Let's try to shave some more time off of this. Assume we have non-overlapping rectangles by condition #1 above. Then there are n choices for h; we can try each of these n choices and then determine the area of the resulting selections by finding the minimum and maximum coordinates of points in the resulting halves. By trying all n selections for h, we can determine the "best case" vertical split. We need not try condition #2, since the only difference is in the ordering of the rectangles which is arbitrary. We must also try condition #3 with a horizontal split. This suggests an O(n^2) algorithm:

  1. For each point, choose h = point.y
  2. Separate the points into groups with point.y <= h and point.y > h.
  3. Find the minimum and maximum X and Y coordinates of both subsets of points.
  4. Compute the sum of the areas of the two rectangles.
  5. Remember the minimum area obtained from the above and the corresponding h.
  6. Repeat, but using w and X coordinates.
  7. Determine whether minimum area was obtained for a vertical or horizontal split
  8. Return the corresponding rectangles as the answer

Can we do even better? This is O(n^2) and not O(n) because for each choice of h and w we need to then find the minimum and maximum coordinates of each subgroup. This assumes a linear scan through both subgroups. We don't actually need to do this for the min and max X/Y coordinates when scanning horizontally/vertically, since those will be known. What we need is a solution to this problem:

Given n points and a value h, find the maximum X coordinate of any point whose Y coordinate is no greater than h.

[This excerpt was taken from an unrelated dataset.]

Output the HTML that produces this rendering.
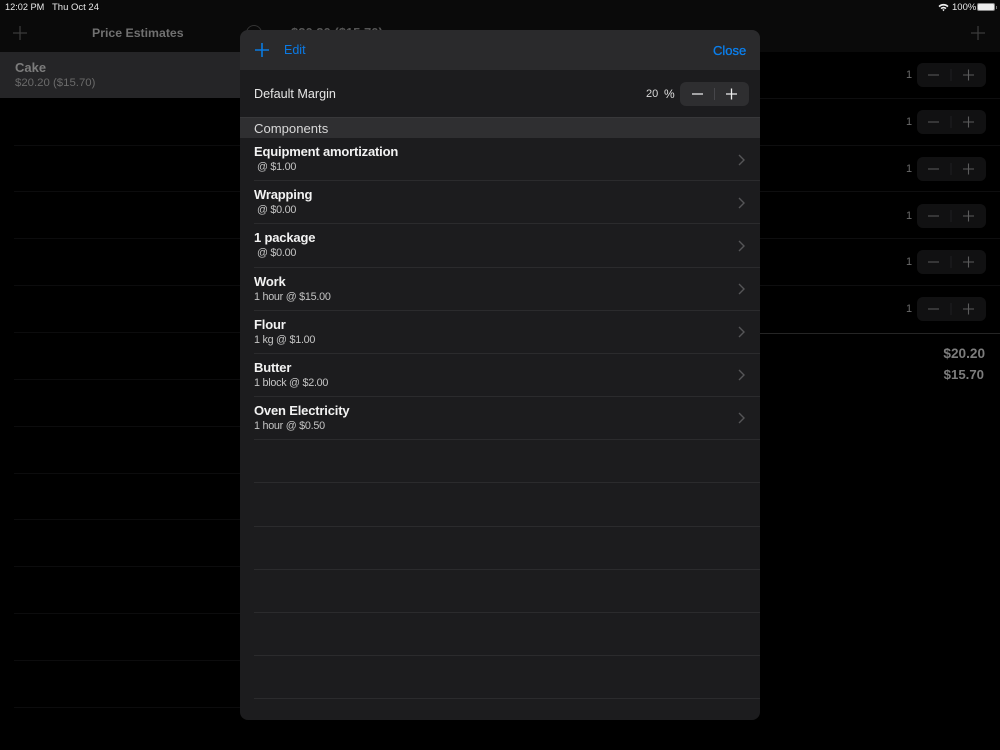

The obvious solution I give above is O(n^2), but you might be able to find an O(n log n) solution by clever application of sorting or maybe even an O(n) solution by some even more clever method. I will not attempt this.

Our solution is O(n^2); the theoretically optimal solution is Omega(n) since you must at least look at all the points. So we're pretty close but there is room for improvement.